Werknemers hebben het laagste armoederisico maar vormen wel de grootste groep werkenden. Daarom is bij hen het absolute aantal met een laag inkomen groter dan onder zmp’ers en zzp’ers. In 2018 hadden 96 duizend werknemers een laag inkomen, tegen respectievelijk 11 duizend zmp’ers en 64 duizend zzp’ers. 

Armoederisico relatief groot in handel, vervoer en horeca

Zelfstandigen kennen een relatief grote spreiding in armoederisico. Zzp’ers spannen in dit opzicht de kroon. Het armoederisico van zzp’ers varieerde in 2018 van 1,7 procent in de financiële dienstverlening tot 11,7 procent in de bedrijfstak cultuur, recreatie en overige dienstverlening en 12,0 procent in handel, vervoer en horeca.
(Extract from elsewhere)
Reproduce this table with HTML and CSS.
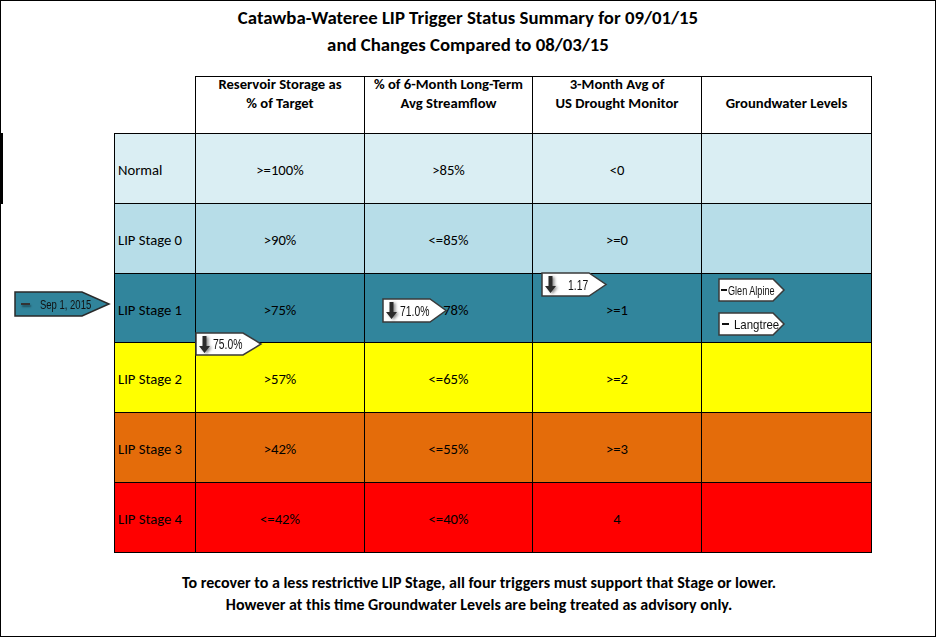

Laatstgenoemde sectoren zitten nu in de hoek waar door corona de meeste klappen vallen.

Bij de zmp’ers hadden de werkenden in de financiële dienstverlening en de gezondheids- en welzijnszorg met respectievelijk 1,0 procent en 1,2 procent het laagste armoederisico, in handel, vervoer en horeca en in de bedrijfstak cultuur, recreatie en overige dienstverlening liepen zmp’ers het hoogste risico met respectievelijk 5,6 procent en 6,1 procent.